Impactados por la noticia del asesinato de un profesor en Barcelona a manos de uno de sus alumnos, comentábamos en casa cómo parecía que se sucedían últimamente crímenes horrendos, incomprensibles. Porque es incomprensible que un alumno llegue al instituto armado de ballesta y machete y mate a su profesor al tiempo que hiere a otros profesores y compañeros. Como también resulta incomprensible que un copiloto estrelle un avión, asesinando así a un centenar y medio de personas.

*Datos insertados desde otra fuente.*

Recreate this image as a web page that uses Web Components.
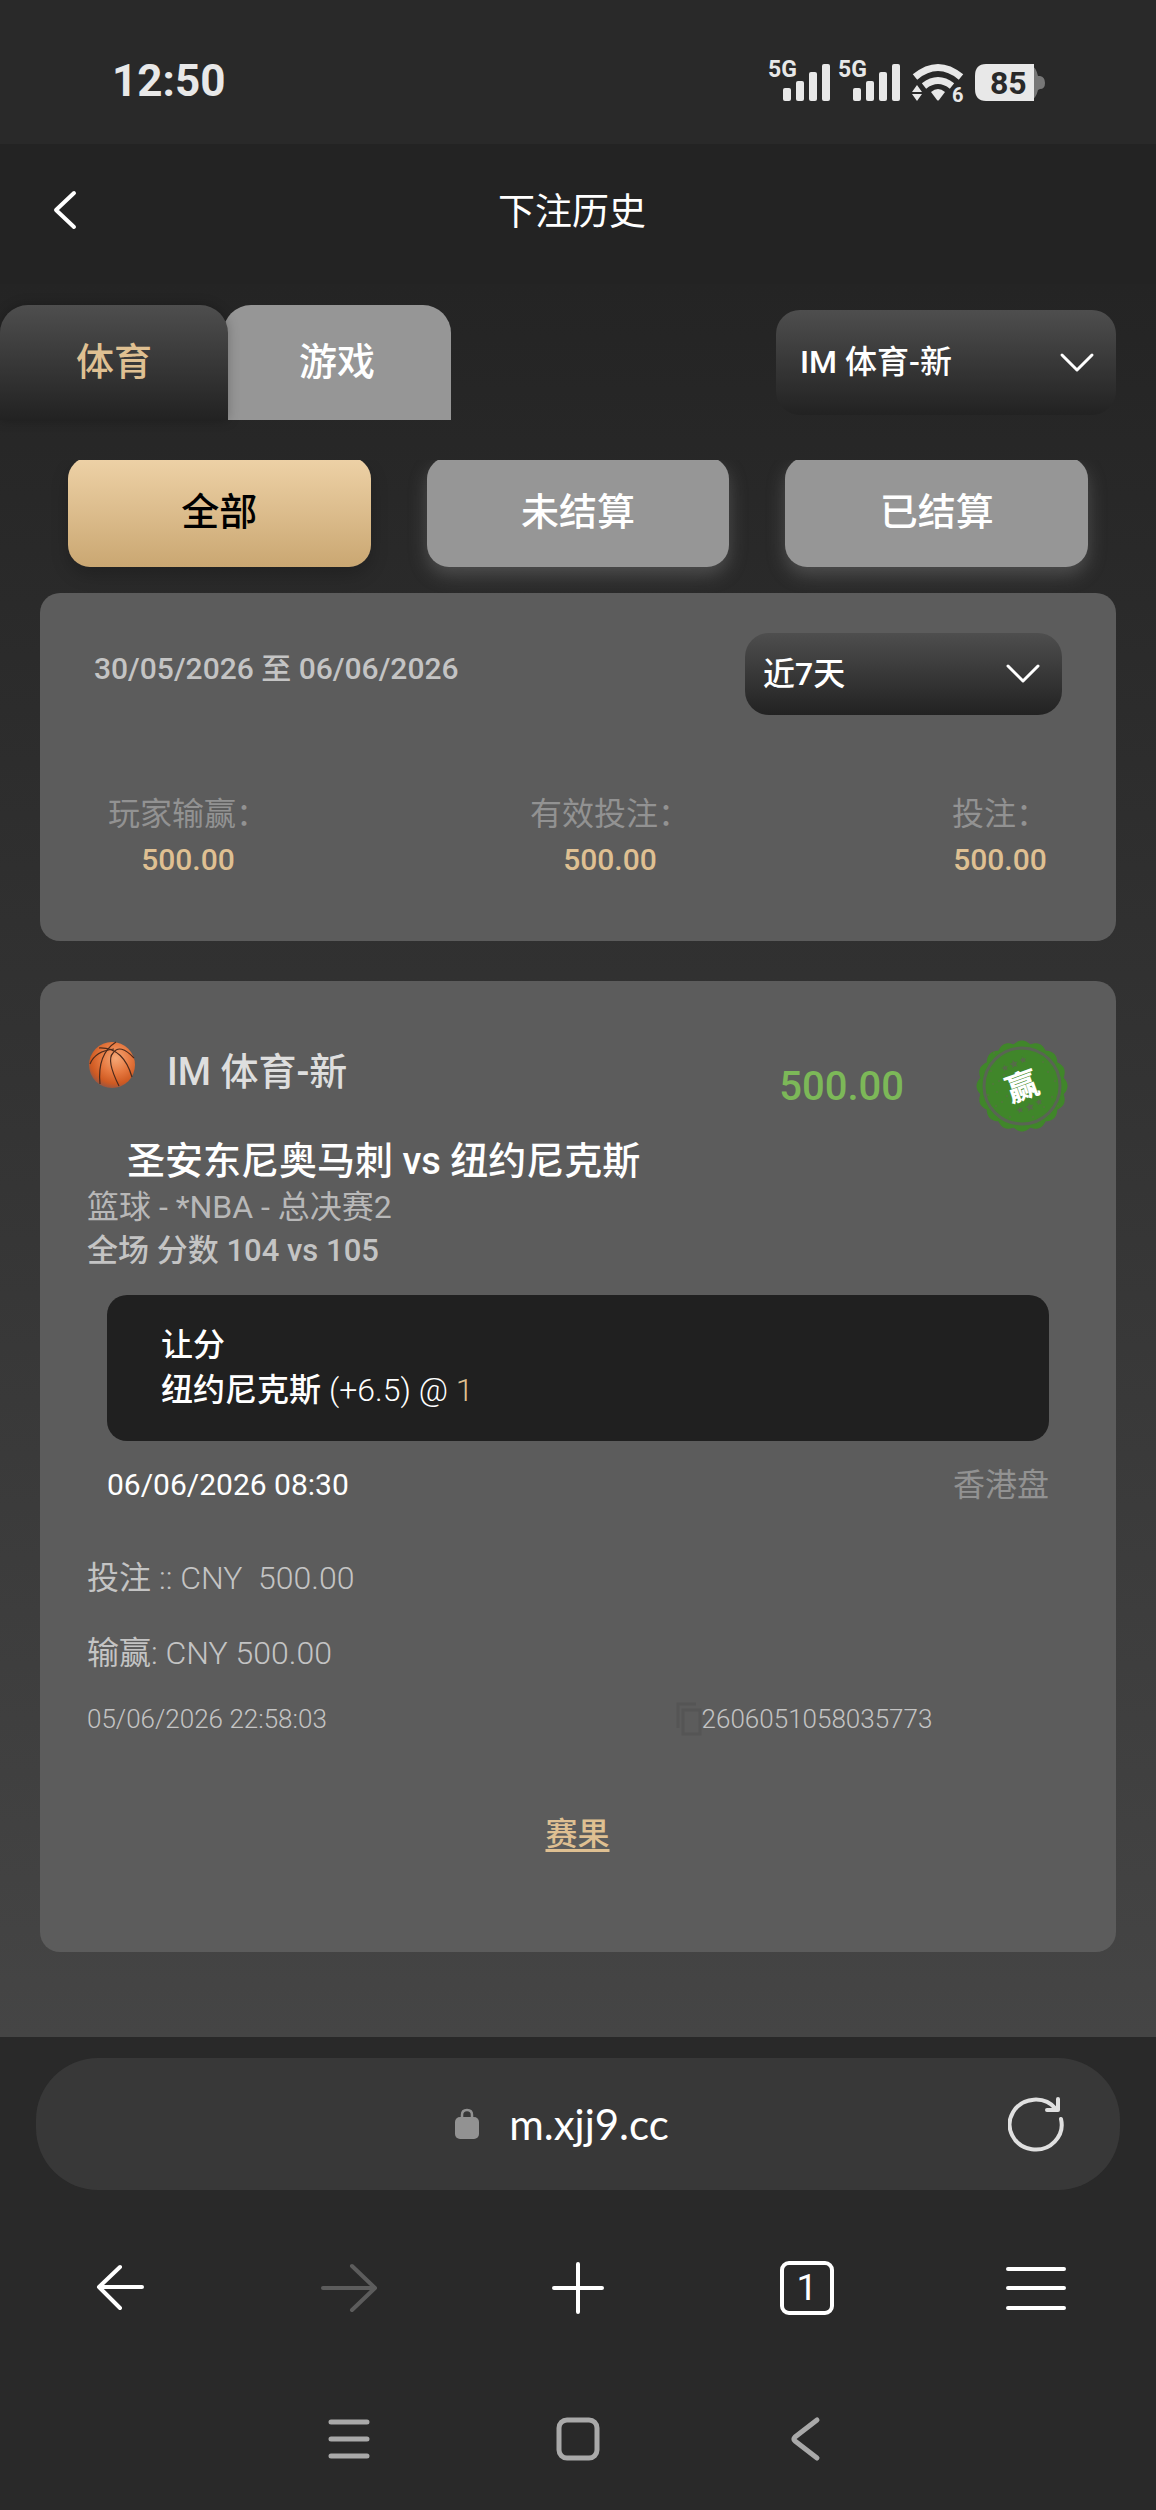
<!DOCTYPE html>
<html lang="zh-CN">
<head>
<meta charset="UTF-8">
<meta name="viewport" content="width=device-width, initial-scale=1">
<title>下注历史</title>
<style>
    :root {
        --bar: #292929;
        --header: #232323;
        --card: #5c5c5c;
        --gold: #dfc092;
        --grey: #969696;
        --muted: #929292;
        --soft: #c4c4c4;
        --dark-gradient: linear-gradient(#4e4e4e, #222);
    }
    body {
        margin: 0;
        min-height: 100vh;
        background: var(--bar);
        color: #fff;
        font-family: Roboto, "Noto Sans CJK SC", sans-serif;
        font-size: 32px;
        line-height: 45px;
    }
    main {
        padding: 21px 0 85px;
        background: linear-gradient(#242424, #454545);
    }
    .toolbar {
        display: flex;
        align-items: center;
        justify-content: space-between;
        padding-right: 40px;
    }
    .toolbar select-box {
        width: 340px;
    }
    bet-summary, bet-card {
        margin: 0 40px;
    }
    bet-card {
        margin-top: 40px;
    }
</style>
</head>
<body>

<status-bar>12:50</status-bar>
<page-header>下注历史</page-header>

<main>
    <div class="toolbar">
        <tab-group>
            <tab-item active>体育</tab-item>
            <tab-item>游戏</tab-item>
        </tab-group>
        <select-box label="平台" value="IM 体育-新"></select-box>
    </div>
    <filter-row>
        <filter-button active>全部</filter-button>
        <filter-button>未结算</filter-button>
        <filter-button>已结算</filter-button>
    </filter-row>
    <bet-summary>
        <span slot="range">30/05/2026 至 06/06/2026</span>
        <stat-item label="玩家输赢：">500.00</stat-item>
        <stat-item label="有效投注：">500.00</stat-item>
        <stat-item label="投注：">500.00</stat-item>
    </bet-summary>
    <bet-card>
        <span slot="provider">IM 体育-新</span>
        <span slot="amount">500.00</span>
        <span slot="match">圣安东尼奥马刺 vs 纽约尼克斯</span>
        <span slot="league">篮球 - *NBA - 总决赛2</span>
        <span slot="score">全场 分数 104 vs 105</span>
        <span slot="market">让分</span>
        <span slot="team">纽约尼克斯</span>
        <span slot="line">(+6.5) @</span>
        <span slot="odds">1</span>
        <span slot="start">06/06/2026 08:30</span>
        <span slot="type">香港盘</span>
        <span slot="placed">05/06/2026 22:58:03</span>
        <span slot="id">2606051058035773</span>
    </bet-card>
</main>

<browser-bar>m.xjj9.cc</browser-bar>
<system-nav></system-nav>

<script>
class BaseElement extends HTMLElement {

    constructor() {
        super();
        this.attachShadow({ mode: 'open' });
    }

    getMarkup() {
        return '';
    }

    getStyles() {
        return '';
    }

    getTemplate() {
        const template = document.createElement('template');
        template.innerHTML = `
        <style>
        :host { display: block; }
        button {
            margin: 0;
            padding: 0;
            border: 0;
            background: none;
            color: inherit;
            font: inherit;
            cursor: pointer;
        }
        svg { display: block; }
        ${this.getStyles()}
        </style>
        ${this.getMarkup()}
        `;
        return template;
    }

    connectedCallback() {
        this.shadowRoot.appendChild(this.getTemplate().content.cloneNode(true));
    }
}

class StatusBar extends BaseElement {

    getSignal(x) {
        return `
        <text x="${x}" y="20" font-size="23">5G</text>
        <rect x="${x + 15}" y="31" width="8" height="13" rx="2"/>
        <rect x="${x + 28}" y="24" width="8" height="20" rx="2"/>
        <rect x="${x + 41}" y="15" width="8" height="29" rx="2"/>
        <rect x="${x + 54}" y="7" width="8" height="37" rx="2"/>
        `;
    }

    getMarkup() {
        return `
        <time><slot></slot></time>
        <svg width="278" height="64" viewBox="0 -8 278 64" fill="#e8e8e8" font-weight="700">
            ${this.getSignal(0)}
            ${this.getSignal(70)}
            <g fill="none" stroke="#e8e8e8" stroke-width="7">
                <path d="M147 20 Q170 1 193 20"/>
                <path d="M156 29 Q170 18 184 29"/>
            </g>
            <path d="M163 35 Q170 29 177 35 L171 43 Q170 44 169 43Z"/>
            <path d="M144 35 L149 28 L154 35Z M144 37 L149 44 L154 37Z"/>
            <text x="184" y="45" font-size="20">6</text>
            <path fill="#777" d="M262 7 Q268 10 270 19 L272 19 Q277 20 277 26 Q277 32 272 32 L270 33 Q268 42 262 44Z"/>
            <path d="M218 7 H266 V44 H218 Q207 44 207 32 V19 Q207 7 218 7Z"/>
            <text x="222" y="37" font-size="32" fill="#292929">85</text>
        </svg>
        `;
    }

    getStyles() {
        return `
        :host {
            display: flex;
            align-items: center;
            justify-content: space-between;
            box-sizing: border-box;
            height: 144px;
            padding: 18px 110px 0 112px;
            background: var(--bar);
            color: #e8e8e8;
        }
        time {
            font-size: 44px;
            font-weight: 700;
        }
        `;
    }
}

class PageHeader extends BaseElement {

    getMarkup() {
        return `
        <button aria-label="返回">
            <svg width="28" height="44" viewBox="0 0 28 44" fill="none" stroke="#fff" stroke-width="4" stroke-linecap="round" stroke-linejoin="round">
                <path d="M24 3 L6 20 L24 37"/>
            </svg>
        </button>
        <h1><slot></slot></h1>
        `;
    }

    getStyles() {
        return `
        :host {
            display: flex;
            align-items: center;
            box-sizing: border-box;
            height: 140px;
            padding: 0 90px 4px 50px;
            background: var(--header);
        }
        h1 {
            flex: 1;
            margin: 0;
            text-align: center;
            font-size: 37px;
            font-weight: 400;
        }
        `;
    }
}

class TabGroup extends BaseElement {

    getMarkup() {
        return `<slot></slot>`;
    }

    getStyles() {
        return `
        :host { display: flex; }
        `;
    }
}

class TabItem extends BaseElement {

    getMarkup() {
        return `<button><slot></slot></button>`;
    }

    getStyles() {
        return `
        :host { margin-right: -5px; }
        button {
            width: 228px;
            height: 115px;
            border-radius: 28px 28px 0 0;
            background: var(--grey);
            font-size: 38px;
            font-weight: 500;
        }
        :host([active]) {
            position: relative;
            z-index: 1;
        }
        :host([active]) button {
            background: var(--dark-gradient);
            box-shadow: 0 0 12px rgba(0, 0, 0, .25);
            color: var(--gold);
        }
        `;
    }
}

class SelectBox extends BaseElement {

    getMarkup() {
        return `
        <select aria-label="${this.getAttribute('label')}">
            <option>${this.getAttribute('value')}</option>
        </select>
        <svg width="36" height="24" viewBox="0 0 36 24" fill="none" stroke="#fff" stroke-width="3" stroke-linecap="round" stroke-linejoin="round">
            <path d="M3 4 L18 19 L33 4"/>
        </svg>
        `;
    }

    getStyles() {
        return `
        :host {
            display: grid;
            align-items: center;
            height: var(--select-height, 105px);
            border-radius: 24px;
            background: var(--dark-gradient);
        }
        select {
            grid-area: 1 / 1;
            width: 100%;
            height: 100%;
            padding: 0 0 0 var(--select-padding, 24px);
            border: 0;
            border-radius: inherit;
            background: none;
            appearance: none;
            color: #fff;
            font: inherit;
            font-weight: 500;
        }
        svg {
            grid-area: 1 / 1;
            justify-self: end;
            margin-right: 21px;
            pointer-events: none;
        }
        `;
    }
}

class FilterRow extends BaseElement {

    getMarkup() {
        return `<slot></slot>`;
    }

    getStyles() {
        return `
        :host {
            display: grid;
            grid-template-columns: repeat(3, 1fr);
            gap: 56px;
            margin-top: 40px;
            padding: 0 68px 26px;
            overflow: hidden;
        }
        `;
    }
}

class FilterButton extends BaseElement {

    getMarkup() {
        return `<button><slot></slot></button>`;
    }

    getStyles() {
        return `
        :host { margin-top: -3px; }
        button {
            display: block;
            width: 100%;
            height: 110px;
            border-radius: 22px;
            background: var(--grey);
            box-shadow: 0 8px 18px rgba(150, 150, 150, .35);
            font-size: 38px;
            font-weight: 500;
        }
        :host([active]) button {
            background: linear-gradient(#eed2a7, #caa772);
            box-shadow: 0 8px 18px rgba(0, 0, 0, .2);
            color: #000;
        }
        `;
    }
}

class StatItem extends BaseElement {

    getMarkup() {
        return `
        <span>${this.getAttribute('label')}</span>
        <b><slot></slot></b>
        `;
    }

    getStyles() {
        return `
        :host {
            display: flex;
            flex-direction: column;
            align-items: center;
        }
        span { color: var(--muted); }
        b {
            color: var(--gold);
            font-size: 30px;
            font-weight: 500;
        }
        `;
    }
}

class BetSummary extends BaseElement {

    getMarkup() {
        return `
        <div class="top">
            <slot name="range"></slot>
            <select-box label="日期" value="近7天"></select-box>
        </div>
        <div class="stats"><slot></slot></div>
        `;
    }

    getStyles() {
        return `
        :host {
            padding: 40px 54px 59px;
            border-radius: 20px;
            background: var(--card);
        }
        .top {
            display: flex;
            align-items: flex-start;
            justify-content: space-between;
        }
        .top select-box {
            --select-height: 82px;
            --select-padding: 18px;
            width: 317px;
        }
        ::slotted([slot=range]) {
            color: var(--soft);
            font-size: 30px;
            font-weight: 500;
            line-height: 72px;
        }
        .stats {
            display: flex;
            justify-content: space-between;
            margin-top: 77px;
            padding: 0 14px;
        }
        `;
    }
}

class BasketballIcon extends BaseElement {

    getMarkup() {
        return `
        <svg width="48" height="50" viewBox="-2 0 48 50">
            <defs>
                <radialGradient id="skin" cx=".58" cy=".35" r=".65">
                    <stop offset="0" stop-color="#f5a877"/>
                    <stop offset=".5" stop-color="#e6783f"/>
                    <stop offset=".85" stop-color="#cf5a22"/>
                    <stop offset="1" stop-color="#a5563a"/>
                </radialGradient>
            </defs>
            <circle cx="23" cy="25" r="23" fill="url(#skin)"/>
            <g fill="none" stroke="#4c2a1c" stroke-width="1.2">
                <path d="M27 2 Q8 14 11 44"/>
                <path d="M10 8 Q34 7 43 37"/>
                <path d="M45 18 Q31 3 24 13 Q17 20 30 46"/>
                <path d="M1 24 Q6 11 25 9"/>
            </g>
        </svg>
        `;
    }
}

class WinStamp extends BaseElement {

    getEdge() {
        const lobes = 16;
        let d = '';
        for (let i = 0; i <= lobes * 12; i++) {
            const a = i / (lobes * 12) * Math.PI * 2;
            const r = 42.5 + 3 * Math.abs(Math.cos(a * lobes / 2));
            d += (i ? 'L' : 'M') + (46 + r * Math.cos(a)).toFixed(1) + ' ' + (46 + r * Math.sin(a)).toFixed(1);
        }
        return d + 'Z';
    }

    getStar(x, y, size) {
        let d = '';
        for (let i = 0; i < 10; i++) {
            const a = i * Math.PI / 5 - Math.PI / 2 - .3;
            const r = i % 2 ? size * .45 : size;
            d += (i ? 'L' : 'M') + (x + r * Math.cos(a)).toFixed(1) + ' ' + (y + r * Math.sin(a)).toFixed(1);
        }
        return `<path d="${d}Z" fill="#566b49"/>`;
    }

    getSpecks() {
        const specks = [[18, 13], [15, 31], [21, 52], [26, 62], [20, 66], [34, 77], [72, 32], [79, 41], [76, 57], [68, 67], [28, 35], [17, 44], [57, 77], [12, 55], [67, 22], [31, 56], [23, 41], [82, 66]];
        return specks.map(([x, y]) => `<circle cx="${x}" cy="${y}" r=".9"/>`).join('');
    }

    getMarkup() {
        return `
        <svg width="92" height="92" viewBox="0 0 92 92">
            <path d="${this.getEdge()}" fill="#40862a"/>
            <circle cx="46" cy="46" r="38" fill="none" stroke="#596553" stroke-width="3"/>
            <g fill="#54753f">${this.getSpecks()}</g>
            ${this.getStar(29, 28, 3.5)}
            ${this.getStar(38, 24, 4.5)}
            ${this.getStar(47, 20, 3.5)}
            ${this.getStar(44, 70, 3.5)}
            ${this.getStar(54, 67, 4.5)}
            ${this.getStar(63, 62, 3.5)}
            <text x="46" y="58" fill="#fff" font-size="32" font-weight="900" text-anchor="middle" transform="rotate(-20 46 46)">赢</text>
        </svg>
        `;
    }
}

class BetCard extends BaseElement {

    getMarkup() {
        return `
        <div class="head">
            <basketball-icon></basketball-icon>
            <div class="provider"><slot name="provider"></slot></div>
            <div class="amount"><slot name="amount"></slot></div>
            <win-stamp></win-stamp>
        </div>
        <h2><slot name="match"></slot></h2>
        <div class="league"><slot name="league"></slot></div>
        <div class="score"><slot name="score"></slot></div>
        <div class="pick">
            <div><slot name="market"></slot></div>
            <div>
                <slot name="team"></slot>
                <span class="line"><slot name="line"></slot> <em><slot name="odds"></slot></em></span>
            </div>
        </div>
        <div class="start">
            <span class="time"><slot name="start"></slot></span>
            <span class="type"><slot name="type"></slot></span>
        </div>
        <div class="money">投注 <span>:: CNY&nbsp; 500.00</span></div>
        <div class="money">输赢<span>: CNY 500.00</span></div>
        <div class="foot">
            <slot name="placed"></slot>
            <div class="ticket">
                <button aria-label="复制">
                    <svg width="26" height="36" viewBox="0 0 26 36" fill="none" stroke="#555" stroke-width="3">
                        <path d="M2 27 V3 H20"/>
                        <rect x="7" y="9" width="17" height="24"/>
                    </svg>
                </button>
                <slot name="id"></slot>
            </div>
        </div>
        <a href="#result">赛果</a>
        `;
    }

    getStyles() {
        return `
        :host {
            display: flex;
            flex-direction: column;
            padding: 59px 48px 94px 47px;
            border-radius: 20px;
            background: var(--card);
        }
        .head {
            display: flex;
            align-items: center;
        }
        basketball-icon, .provider { align-self: flex-start; }
        .provider {
            flex: 1;
            margin-left: 32px;
            color: #dedede;
            font-size: 38px;
            font-weight: 500;
            line-height: 64px;
        }
        .amount {
            margin-right: 72px;
            color: #7cb858;
            font-size: 40px;
            font-weight: 500;
        }
        h2 {
            margin: 5px 0 0 40px;
            font-size: 38px;
            font-weight: 500;
            line-height: 48px;
        }
        .league, .score, .start { line-height: 44px; }
        .league { color: #b8b8b8; }
        .score {
            color: var(--soft);
            font-size: 31px;
            font-weight: 500;
        }
        .pick {
            margin: 22px 19px 0 20px;
            padding: 28px 54px;
            border-radius: 20px;
            background: #202020;
            font-weight: 500;
        }
        .line { font-weight: 300; }
        em {
            color: var(--gold);
            font-style: normal;
        }
        .start {
            display: flex;
            justify-content: space-between;
            margin: 22px 19px 34px 20px;
        }
        .time { font-size: 30px; }
        .type { color: var(--muted); }
        .money {
            color: var(--soft);
            line-height: 75px;
        }
        .money span { font-weight: 300; }
        .foot {
            display: grid;
            grid-template-columns: 3fr 2fr;
            color: var(--soft);
            font-size: 26px;
            font-weight: 300;
            line-height: 56px;
        }
        .ticket {
            display: flex;
            align-items: center;
        }
        a {
            align-self: center;
            margin-top: 63px;
            color: var(--gold);
            font-weight: 500;
            line-height: 48px;
            text-decoration-thickness: 3px;
            text-underline-offset: 4px;
        }
        `;
    }
}

class BrowserBar extends BaseElement {

    getMarkup() {
        return `
        <div class="address">
            <button class="url">
                <svg width="24" height="32" viewBox="0 0 24 32">
                    <rect y="9" width="24" height="22" rx="5" fill="#929292"/>
                    <path d="M7 10 V7 Q7 2 12 2 Q17 2 17 7 V10" fill="none" stroke="#929292" stroke-width="2.5"/>
                </svg>
                <slot></slot>
            </button>
            <button aria-label="刷新">
                <svg width="56" height="56" viewBox="0 0 56 56" fill="none" stroke="#e0e0e0" stroke-width="4" stroke-linecap="round" stroke-linejoin="round">
                    <path d="M53 23 A26 25 0 1 1 48 13"/>
                    <path d="M50 3 V14 H39"/>
                </svg>
            </button>
        </div>
        <nav>
            <button aria-label="后退">
                <svg width="60" height="60" viewBox="0 0 60 60"><path d="M30 9 L9 29 L30 50 M9 29 H52"/></svg>
            </button>
            <button aria-label="前进" disabled>
                <svg width="60" height="60" viewBox="0 0 60 60"><path d="M33 8 L56 30 L33 52 M56 30 H4"/></svg>
            </button>
            <button aria-label="新标签页">
                <svg width="60" height="60" viewBox="0 0 60 60"><path d="M30 6 V54 M6 30 H54"/></svg>
            </button>
            <button aria-label="标签页"><span>1</span></button>
            <button aria-label="菜单">
                <svg width="60" height="60" viewBox="0 0 60 60"><path d="M2 11 H58 M2 30 H58 M2 50 H58"/></svg>
            </button>
        </nav>
        `;
    }

    getStyles() {
        return `
        :host {
            padding-top: 21px;
            background: var(--bar);
        }
        .address {
            display: flex;
            align-items: center;
            height: 132px;
            margin: 0 36px;
            padding: 0 56px 0 80px;
            border-radius: 62px;
            background: #383838;
        }
        .url {
            display: flex;
            flex: 1;
            align-items: center;
            justify-content: center;
            gap: 30px;
            font-family: Lato, sans-serif;
            font-size: 42px;
        }
        nav {
            display: grid;
            grid-template-columns: repeat(5, 1fr);
            justify-items: center;
            align-items: center;
            height: 196px;
            padding: 0 6px;
        }
        nav svg {
            fill: none;
            stroke: #fff;
            stroke-width: 4;
            stroke-linecap: round;
            stroke-linejoin: round;
        }
        nav button:disabled svg { stroke: #5c5c5c; }
        nav span {
            display: block;
            box-sizing: border-box;
            width: 54px;
            height: 54px;
            border: 4px solid #fff;
            border-radius: 9px;
            font-size: 37px;
            line-height: 46px;
        }
        `;
    }
}

class SystemNav extends BaseElement {

    getMarkup() {
        return `
        <button aria-label="最近任务">
            <svg width="48" height="48" viewBox="0 0 48 48"><path d="M6 7 H42 M6 24 H42 M6 41 H42"/></svg>
        </button>
        <button aria-label="主屏幕">
            <svg width="48" height="48" viewBox="0 0 48 48"><rect x="5" y="5" width="38" height="38" rx="8"/></svg>
        </button>
        <button aria-label="返回">
            <svg width="48" height="48" viewBox="0 0 48 48"><path d="M34 5 L12 22 Q10 24 12 26 L34 43"/></svg>
        </button>
        `;
    }

    getStyles() {
        return `
        :host {
            display: grid;
            grid-template-columns: repeat(5, 1fr);
            justify-items: center;
            align-items: center;
            height: 105px;
            padding: 0 6px 18px;
            background: var(--bar);
        }
        button:first-of-type { grid-column-start: 2; }
        svg {
            fill: none;
            stroke: #a9a9a9;
            stroke-width: 5;
            stroke-linecap: round;
            stroke-linejoin: round;
        }
        `;
    }
}

customElements.define('status-bar', StatusBar);
customElements.define('page-header', PageHeader);
customElements.define('tab-group', TabGroup);
customElements.define('tab-item', TabItem);
customElements.define('select-box', SelectBox);
customElements.define('filter-row', FilterRow);
customElements.define('filter-button', FilterButton);
customElements.define('stat-item', StatItem);
customElements.define('bet-summary', BetSummary);
customElements.define('basketball-icon', BasketballIcon);
customElements.define('win-stamp', WinStamp);
customElements.define('bet-card', BetCard);
customElements.define('browser-bar', BrowserBar);
customElements.define('system-nav', SystemNav);
</script>
</body>
</html>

Cada caso es distinto y hay detalles y matices complejos en los que no me pienso extender. Mi reflexión es otra: me temo que tendremos que irnos acostumbrando, si es que podemos, a este tipo de crímenes incomprensibles. Y hago esta predicción, que me encantaría ver desmentida por los hechos, en base a una observación muy sencilla: cada día vivimos más inmersos en la cultura de la muerte. Sí, oíamos a Juan Pablo II advertirnos sobre eso de la cultura de la muerte y pensábamos que era un bello recurso dialéctico, una metáfora. Pues bien, resulta que es una realidad y que vivimos inmersos en ella.
Podríamos poner mil ejemplos, pero no es necesario. A todos nos vienen a la cabeza situaciones institucionalizadas en nuestras sociedades occidentales que denotan un enorme desprecio hacia la vida humana, hacia su dignidad y sacralidad. Quizás uno de los más evidentes sea el aborto: si somos capaces de banalizar la muerte, cada año, de más de 100.000 seres humanos sólo porque no encajan en nuestros planes, ¿por qué iba a ser sagrada la vida de ese otro ser que me resulta tan odioso? ¿Qué más da una muerte más o menos? ¿Qué más dan otras 150 vidas destruidas?